The bituminous miners were fighting to maintain their wage scale against a cut of 20-40 percent threatened by the coal operators, as well as a six-hour day, five-day week, and a dues check-off, which employers were proposing to abolish. Anthracite miners were demanding a 20 percent wage increase, as opposed to the employers, who were demanding wage reductions.

The strike immediately followed the bitter coal wars in West Virginia and Kentucky, including the famous Battle of Blair Mountain, in which armed miners confronted state police and gun thugs hired by the coal operators, and eventually federal troops. An increasingly militant mood was developing in the mines, which began to take on political demands. In February 1922, UMW delegates convened in a special session to discuss wage demands,and by a large majority supported nationalization of the coal mines and the creation of a labor party.

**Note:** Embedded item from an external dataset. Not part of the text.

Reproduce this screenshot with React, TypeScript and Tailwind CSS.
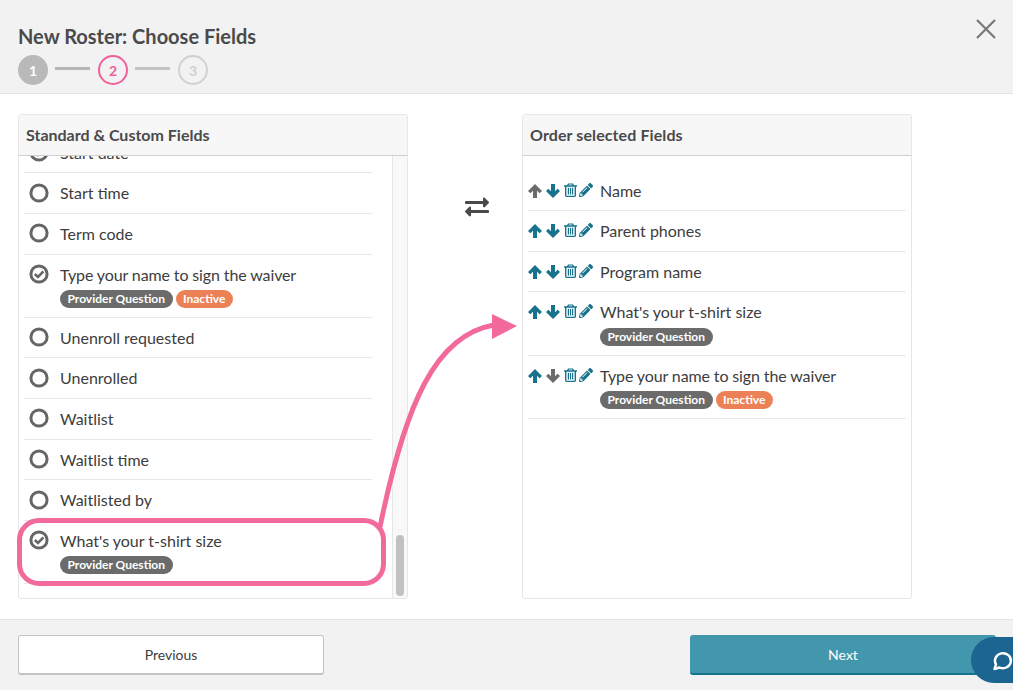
import { FaPencilAlt, FaExchangeAlt } from "react-icons/fa";

type Campo = { nombre: string; marcado?: boolean; pregunta?: boolean; inactivo?: boolean };

const campos: Campo[] = [
  { nombre: "Start date", marcado: true },
  { nombre: "Start time" },
  { nombre: "Term code" },
  { nombre: "Type your name to sign the waiver", marcado: true, pregunta: true, inactivo: true },
  { nombre: "Unenroll requested" },
  { nombre: "Unenrolled" },
  { nombre: "Waitlist" },
  { nombre: "Waitlist time" },
  { nombre: "Waitlisted by" },
  { nombre: "What's your t-shirt size", marcado: true, pregunta: true },
];

const ordenados: (Campo & { subirOff?: boolean; bajarOff?: boolean; alto: string })[] = [
  { nombre: "Name", subirOff: true, alto: "h-[40.4px]" },
  { nombre: "Parent phones", alto: "h-[40.4px]" },
  { nombre: "Program name", alto: "h-[40.4px]" },
  { nombre: "What's your t-shirt size", pregunta: true, alto: "h-[63.5px]" },
  { nombre: "Type your name to sign the waiver", pregunta: true, inactivo: true, bajarOff: true, alto: "h-[63px]" },
];

const Badges = ({ campo }: { campo: Campo }) => (
  <div className="flex gap-[3px] mt-[5.4px]">
    {campo.pregunta && (
      <span className="h-[18px] leading-[18px] px-[7.5px] rounded-[9px] bg-[#6b6b6b] text-white text-[12px] font-bold">
        Provider Question
      </span>
    )}
    {campo.inactivo && (
      <span className="h-[18px] leading-[18px] px-[7.5px] rounded-[9px] bg-[#ec8157] text-white text-[12px] font-bold">
        Inactive
      </span>
    )}
  </div>
);

const Radio = ({ marcado }: { marcado?: boolean }) => (
  <svg width="20" height="20" viewBox="0 0 20 20" className="shrink-0 mt-[-0.5px] ml-[-0.5px]">
    <circle cx="10" cy="10" r="8.1" fill="none" stroke="#666" strokeWidth="3" />
    {marcado && <path d="M5.8 10 L9 13 L14.4 7.4" fill="none" stroke="#666" strokeWidth="2.6" />}
  </svg>
);

const Nombre = ({ texto }: { texto: string }) => (
  <div className={texto.startsWith("Type") ? "tracking-[-0.12px]" : ""}>{texto}</div>
);

const Flecha = ({ abajo, apagada }: { abajo?: boolean; apagada?: boolean }) => (
  <svg width="14" height="14" viewBox="0 0 14 14" className={`${abajo ? "rotate-180" : ""} ${apagada ? "text-[#6b6b6b]" : "text-[#17738c]"}`}>
    <path d="M7 0 L14 7 L11.6 9.2 L9 6.8 V14 H5 V6.8 L2.4 9.2 L0 7 Z" fill="currentColor" />
  </svg>
);

const Papelera = () => (
  <svg width="13" height="14" viewBox="0 0 13 15" preserveAspectRatio="none" className="text-[#17738c]">
    <path
      d="M4 0.5 H9 L10 2.5 H13 V4 H12 V13.5 Q12 15 10.5 15 H2.5 Q1 15 1 13.5 V4 H0 V2.5 H3 Z M5 1.7 L4.6 2.5 H8.4 L8 1.7 Z M2.4 4 V13.6 H10.6 V4 Z M3.8 5.2 H5 V12.4 H3.8 Z M5.9 5.2 H7.1 V12.4 H5.9 Z M8 5.2 H9.2 V12.4 H8 Z"
      fill="currentColor"
      fillRule="evenodd"
    />
  </svg>
);

const Paso = ({ n, clase }: { n: number; clase: string }) => (
  <div className={`w-[30px] h-[30px] rounded-full flex items-center justify-center text-[14px] font-bold ${clase}`}>
    {n}
  </div>
);

export default function App() {
  return (
    <div className="relative h-[690px] w-[1013px] overflow-hidden flex flex-col bg-white text-[#3d3d3d] font-['Lato',sans-serif]">
      {/* Cabecera */}
      <div className="relative h-[94px] shrink-0 bg-[#f2f2f2] border-b border-[#e2e2e2] px-[18px] pt-[23px]">
        <h1 className="text-[20px] leading-[26px] font-bold text-[#4a4a4a]">New Roster: Choose Fields</h1>
        <div className="flex items-start mt-[6px]">
          <Paso n={1} clase="bg-[#b9b9b9] text-white" />
          <div className="w-[35px] h-[3px] mt-[12px] ml-[7px] mr-[8px] bg-[#b5b5b5]" />
          <Paso n={2} clase="border-2 border-[#f0609a] text-[#f0609a]" />
          <div className="w-[35px] h-[3px] mt-[12px] ml-[7px] mr-[8px] bg-[#c4c4c4]" />
          <Paso n={3} clase="border-2 border-[#d0d0d0] text-[#cfcfcf]" />
        </div>
        <svg width="22" height="22" viewBox="0 0 22 22" className="absolute top-[18px] right-[16px]">
          <path d="M2 2 L20 20 M20 2 L2 20" stroke="#787878" strokeWidth="2.2" />
        </svg>
      </div>

      {/* Contenido */}
      <div className="flex-1 flex items-start px-[18px] pt-[20px]">
        <div className="w-[390px] h-[485px] border border-[#e6e6e6] rounded-[3px] flex flex-col overflow-hidden">
          <div className="h-[41px] shrink-0 bg-[#f7f7f7] border-b border-[#cfcfcf] px-[7px] flex items-center text-[16px] font-bold text-[#4a4a4a]">
            Standard &amp; Custom Fields
          </div>
          <div className="flex-1 flex min-h-0">
            <div className="flex-1 overflow-hidden pl-[5px] pr-[20px]">
              <div className="mt-[-23.35px]">
                {campos.map((c) => (
                  <div
                    key={c.nombre}
                    className={`flex gap-[11.5px] pl-[5px] pt-[10px] border-b border-[#e8e8e8] text-[16px] leading-[20px] ${c.pregunta ? "h-[63px]" : "h-[40.67px]"}`}
                  >
                    <Radio marcado={c.marcado} />
                    <div>
                      <Nombre texto={c.nombre} />
                      <Badges campo={c} />
                    </div>
                  </div>
                ))}
              </div>
            </div>
            <div className="w-[15px] shrink-0 bg-[#f8f8f8] border-l border-[#e6e6e6] relative">
              <div className="absolute left-[3px] w-[8px] top-[379px] h-[61px] rounded-[4px] bg-[#c1c1c1]" />
            </div>
          </div>
        </div>

        <div className="w-[114px] flex pl-[57px] pt-[81px]">
          <FaExchangeAlt className="text-[#4a4a4a] text-[24px]" />
        </div>

        <div className="w-[390px] h-[485px] border border-[#e6e6e6] rounded-[3px] flex flex-col overflow-hidden">
          <div className="h-[41px] shrink-0 bg-[#f7f7f7] border-b border-[#cfcfcf] px-[7px] flex items-center text-[16px] font-bold text-[#4a4a4a] tracking-[0.1px]">
            Order selected Fields
          </div>
          <div className="px-[5px] pt-[15px]">
            {ordenados.map((c) => (
              <div
                key={c.nombre}
                className={`flex pt-[10px] border-b border-[#e8e8e8] text-[16px] leading-[20px] ${c.alto}`}
              >
                <div className="flex items-start w-[72px] shrink-0 pt-[3px]">
                  <Flecha apagada={c.subirOff} />
                  <div className="ml-[4px]"><Flecha abajo apagada={c.bajarOff} /></div>
                  <div className="ml-[4px] mt-[-1px]"><Papelera /></div>
                  <FaPencilAlt className="ml-[2px] mt-[-1px] text-[14px] text-[#17738c]" />
                </div>
                <div>
                  <Nombre texto={c.nombre} />
                  <Badges campo={c} />
                </div>
              </div>
            ))}
          </div>
        </div>
      </div>

      {/* Pie */}
      <div className="h-[71px] shrink-0 bg-[#f2f2f2] border-t border-[#e2e2e2] px-[18px] pt-[15px] flex justify-between">
        <button className="w-[306px] h-[40px] bg-white border border-[#c4c4c4] border-b-2 rounded-[3px] text-[14px] text-[#3d3d3d]">
          Previous
        </button>
        <button className="w-[306px] h-[40px] bg-[#4397ad] border-b-2 border-[#17738c] rounded-[3px] text-[14px] text-white mr-[-1px]">
          Next
        </button>
      </div>

      {/* Burbuja de chat */}
      <div className="absolute left-[971px] top-[637px] w-[70px] h-[46px] rounded-[23px] bg-[#1c6591] pl-[21px] pt-[12px]">
        <svg width="22" height="22" viewBox="0 0 22 22">
          <path d="M2.5 20 L4 15.5 A8 7.5 0 1 1 7.5 18.5 Z" fill="none" stroke="white" strokeWidth="2.4" strokeLinejoin="round" />
        </svg>
      </div>

      {/* Anotación */}
      <div className="absolute left-[17px] top-[518px] w-[369px] h-[68px] rounded-[22px] border-[5px] border-[#f26a9b]" />
      <svg className="absolute left-0 top-0 pointer-events-none" width="1013" height="690" viewBox="0 0 1013 690">
        <path d="M380 527 C 405 405, 435 335, 494 325" fill="none" stroke="#f26a9b" strokeWidth="5" />
        <polygon points="492,314 517,326 492,339" fill="#f26a9b" />
      </svg>
    </div>
  );
}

In some areas of the country, the strike developed into near civil war conditions. In the town of Herrin in southern Illinois, when a mine owner attempted to open a mine closed by the strike, hundreds of armed miners laid siege to the mine. Two strikers and 21 strikebreakers were killed.

The strike caused a major political crisis for the administration of Republican President Warren G. Harding, particularly after a national rail strike began in July, involving 400,000 workers. The Harding administration threatened to send troops to the mines, but UMW President John L. Lewis called his bluff. Harding never acted on the threat but instead persuaded employers to negotiate with the UMW.

Lewis ended the strike in August with some wage increases overseen by a federal bureaucracy, the National Coal Commission. Lewis abandoned not only the miners’ demands for nationalization of the industry but also the railway workers who were defying a draconian back-to-work injunction, as well as tens of thousands of non-union coal miners who held out for months but were eventually forced back to work. Lewis’ modest victory proved short-lived. The industry as a whole began a process of retrenchment—closing mines, reducing hours and laying off miners—which would last through the 1920s and 1930s.